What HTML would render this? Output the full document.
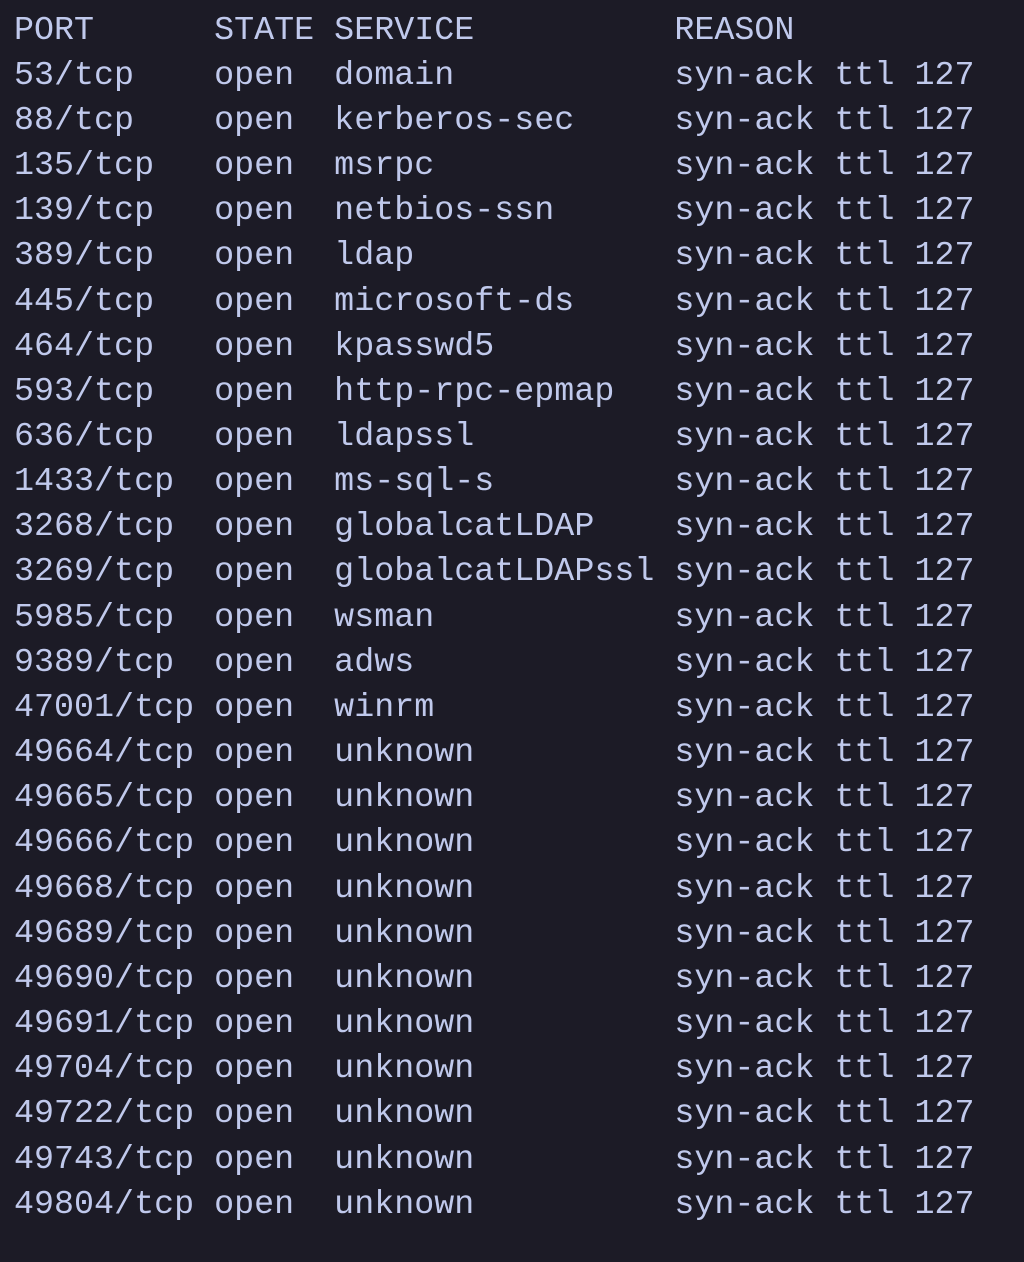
<!DOCTYPE html>
<html><head><meta charset="utf-8"><style>
html,body{margin:0;padding:0;background:#1c1b26;width:1024px;height:1262px;overflow:hidden}
pre{margin:0;position:absolute;left:14px;top:7.6px;font-family:"Liberation Mono",monospace;font-size:33.3px;line-height:45.15px;color:#c0c9ec;letter-spacing:0.03px}
</style></head><body><pre>PORT      STATE SERVICE          REASON
53/tcp    open  domain           syn-ack ttl 127
88/tcp    open  kerberos-sec     syn-ack ttl 127
135/tcp   open  msrpc            syn-ack ttl 127
139/tcp   open  netbios-ssn      syn-ack ttl 127
389/tcp   open  ldap             syn-ack ttl 127
445/tcp   open  microsoft-ds     syn-ack ttl 127
464/tcp   open  kpasswd5         syn-ack ttl 127
593/tcp   open  http-rpc-epmap   syn-ack ttl 127
636/tcp   open  ldapssl          syn-ack ttl 127
1433/tcp  open  ms-sql-s         syn-ack ttl 127
3268/tcp  open  globalcatLDAP    syn-ack ttl 127
3269/tcp  open  globalcatLDAPssl syn-ack ttl 127
5985/tcp  open  wsman            syn-ack ttl 127
9389/tcp  open  adws             syn-ack ttl 127
47001/tcp open  winrm            syn-ack ttl 127
49664/tcp open  unknown          syn-ack ttl 127
49665/tcp open  unknown          syn-ack ttl 127
49666/tcp open  unknown          syn-ack ttl 127
49668/tcp open  unknown          syn-ack ttl 127
49689/tcp open  unknown          syn-ack ttl 127
49690/tcp open  unknown          syn-ack ttl 127
49691/tcp open  unknown          syn-ack ttl 127
49704/tcp open  unknown          syn-ack ttl 127
49722/tcp open  unknown          syn-ack ttl 127
49743/tcp open  unknown          syn-ack ttl 127
49804/tcp open  unknown          syn-ack ttl 127</pre></body></html>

----------------------------------------

What to produce
Reproduce the material above in full and without alteration, but skip all pictures.

Exercise response
What HTML would render this? Output the full document.
<!DOCTYPE html>
<html><head><meta charset="utf-8"><style>
html,body{margin:0;padding:0;background:#1c1b26;width:1024px;height:1262px;overflow:hidden}
pre{margin:0;position:absolute;left:14px;top:7.6px;font-family:"Liberation Mono",monospace;font-size:33.3px;line-height:45.15px;color:#c0c9ec;letter-spacing:0.03px}
</style></head><body><pre>PORT      STATE SERVICE          REASON
53/tcp    open  domain           syn-ack ttl 127
88/tcp    open  kerberos-sec     syn-ack ttl 127
135/tcp   open  msrpc            syn-ack ttl 127
139/tcp   open  netbios-ssn      syn-ack ttl 127
389/tcp   open  ldap             syn-ack ttl 127
445/tcp   open  microsoft-ds     syn-ack ttl 127
464/tcp   open  kpasswd5         syn-ack ttl 127
593/tcp   open  http-rpc-epmap   syn-ack ttl 127
636/tcp   open  ldapssl          syn-ack ttl 127
1433/tcp  open  ms-sql-s         syn-ack ttl 127
3268/tcp  open  globalcatLDAP    syn-ack ttl 127
3269/tcp  open  globalcatLDAPssl syn-ack ttl 127
5985/tcp  open  wsman            syn-ack ttl 127
9389/tcp  open  adws             syn-ack ttl 127
47001/tcp open  winrm            syn-ack ttl 127
49664/tcp open  unknown          syn-ack ttl 127
49665/tcp open  unknown          syn-ack ttl 127
49666/tcp open  unknown          syn-ack ttl 127
49668/tcp open  unknown          syn-ack ttl 127
49689/tcp open  unknown          syn-ack ttl 127
49690/tcp open  unknown          syn-ack ttl 127
49691/tcp open  unknown          syn-ack ttl 127
49704/tcp open  unknown          syn-ack ttl 127
49722/tcp open  unknown          syn-ack ttl 127
49743/tcp open  unknown          syn-ack ttl 127
49804/tcp open  unknown          syn-ack ttl 127</pre></body></html>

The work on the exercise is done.